▼▼▼

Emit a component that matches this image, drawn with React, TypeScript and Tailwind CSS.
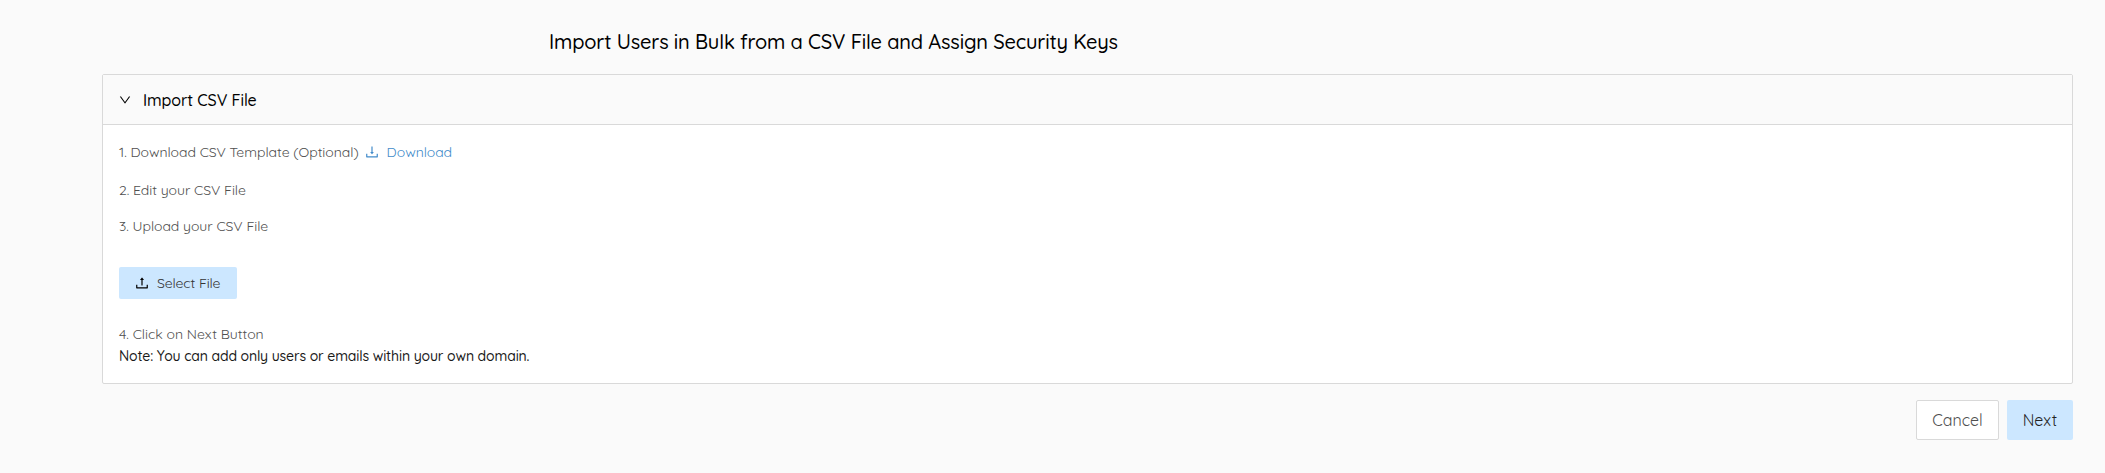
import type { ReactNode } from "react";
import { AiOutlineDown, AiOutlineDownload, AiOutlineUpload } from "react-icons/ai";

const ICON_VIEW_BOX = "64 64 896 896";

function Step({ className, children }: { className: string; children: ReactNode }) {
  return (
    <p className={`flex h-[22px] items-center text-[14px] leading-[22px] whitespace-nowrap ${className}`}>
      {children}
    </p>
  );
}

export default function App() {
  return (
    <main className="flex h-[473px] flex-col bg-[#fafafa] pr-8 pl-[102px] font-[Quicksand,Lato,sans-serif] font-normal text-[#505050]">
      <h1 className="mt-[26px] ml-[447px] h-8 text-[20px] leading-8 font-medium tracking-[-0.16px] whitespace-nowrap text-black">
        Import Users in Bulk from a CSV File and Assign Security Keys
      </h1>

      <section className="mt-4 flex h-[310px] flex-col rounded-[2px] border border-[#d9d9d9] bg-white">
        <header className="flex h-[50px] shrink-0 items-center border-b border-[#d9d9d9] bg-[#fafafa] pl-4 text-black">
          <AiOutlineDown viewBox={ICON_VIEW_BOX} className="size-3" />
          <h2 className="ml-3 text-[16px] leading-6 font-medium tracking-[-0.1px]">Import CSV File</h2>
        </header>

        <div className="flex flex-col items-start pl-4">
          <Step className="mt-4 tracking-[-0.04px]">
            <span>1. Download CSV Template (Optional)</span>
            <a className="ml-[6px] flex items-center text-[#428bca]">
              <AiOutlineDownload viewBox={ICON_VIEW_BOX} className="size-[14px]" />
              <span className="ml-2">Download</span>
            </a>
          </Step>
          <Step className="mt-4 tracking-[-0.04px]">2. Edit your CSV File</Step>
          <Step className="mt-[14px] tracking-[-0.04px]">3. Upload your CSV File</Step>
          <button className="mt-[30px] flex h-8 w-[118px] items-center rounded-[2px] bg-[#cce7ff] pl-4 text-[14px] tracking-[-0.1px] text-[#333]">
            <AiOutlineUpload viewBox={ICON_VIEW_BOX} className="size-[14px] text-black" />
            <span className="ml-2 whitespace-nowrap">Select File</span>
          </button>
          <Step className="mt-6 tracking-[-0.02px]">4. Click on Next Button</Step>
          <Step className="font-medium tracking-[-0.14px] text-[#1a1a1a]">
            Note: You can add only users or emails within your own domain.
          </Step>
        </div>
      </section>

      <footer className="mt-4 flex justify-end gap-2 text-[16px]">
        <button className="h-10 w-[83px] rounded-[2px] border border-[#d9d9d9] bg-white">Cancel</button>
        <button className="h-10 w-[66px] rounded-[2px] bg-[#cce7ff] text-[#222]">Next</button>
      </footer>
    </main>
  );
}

▲▲▲

Written request: Write out the listing word for word, omitting the pictures it holds.

Solution for this problem:
Emit a component that matches this image, drawn with React, TypeScript and Tailwind CSS.
import type { ReactNode } from "react";
import { AiOutlineDown, AiOutlineDownload, AiOutlineUpload } from "react-icons/ai";

const ICON_VIEW_BOX = "64 64 896 896";

function Step({ className, children }: { className: string; children: ReactNode }) {
  return (
    <p className={`flex h-[22px] items-center text-[14px] leading-[22px] whitespace-nowrap ${className}`}>
      {children}
    </p>
  );
}

export default function App() {
  return (
    <main className="flex h-[473px] flex-col bg-[#fafafa] pr-8 pl-[102px] font-[Quicksand,Lato,sans-serif] font-normal text-[#505050]">
      <h1 className="mt-[26px] ml-[447px] h-8 text-[20px] leading-8 font-medium tracking-[-0.16px] whitespace-nowrap text-black">
        Import Users in Bulk from a CSV File and Assign Security Keys
      </h1>

      <section className="mt-4 flex h-[310px] flex-col rounded-[2px] border border-[#d9d9d9] bg-white">
        <header className="flex h-[50px] shrink-0 items-center border-b border-[#d9d9d9] bg-[#fafafa] pl-4 text-black">
          <AiOutlineDown viewBox={ICON_VIEW_BOX} className="size-3" />
          <h2 className="ml-3 text-[16px] leading-6 font-medium tracking-[-0.1px]">Import CSV File</h2>
        </header>

        <div className="flex flex-col items-start pl-4">
          <Step className="mt-4 tracking-[-0.04px]">
            <span>1. Download CSV Template (Optional)</span>
            <a className="ml-[6px] flex items-center text-[#428bca]">
              <AiOutlineDownload viewBox={ICON_VIEW_BOX} className="size-[14px]" />
              <span className="ml-2">Download</span>
            </a>
          </Step>
          <Step className="mt-4 tracking-[-0.04px]">2. Edit your CSV File</Step>
          <Step className="mt-[14px] tracking-[-0.04px]">3. Upload your CSV File</Step>
          <button className="mt-[30px] flex h-8 w-[118px] items-center rounded-[2px] bg-[#cce7ff] pl-4 text-[14px] tracking-[-0.1px] text-[#333]">
            <AiOutlineUpload viewBox={ICON_VIEW_BOX} className="size-[14px] text-black" />
            <span className="ml-2 whitespace-nowrap">Select File</span>
          </button>
          <Step className="mt-6 tracking-[-0.02px]">4. Click on Next Button</Step>
          <Step className="font-medium tracking-[-0.14px] text-[#1a1a1a]">
            Note: You can add only users or emails within your own domain.
          </Step>
        </div>
      </section>

      <footer className="mt-4 flex justify-end gap-2 text-[16px]">
        <button className="h-10 w-[83px] rounded-[2px] border border-[#d9d9d9] bg-white">Cancel</button>
        <button className="h-10 w-[66px] rounded-[2px] bg-[#cce7ff] text-[#222]">Next</button>
      </footer>
    </main>
  );
}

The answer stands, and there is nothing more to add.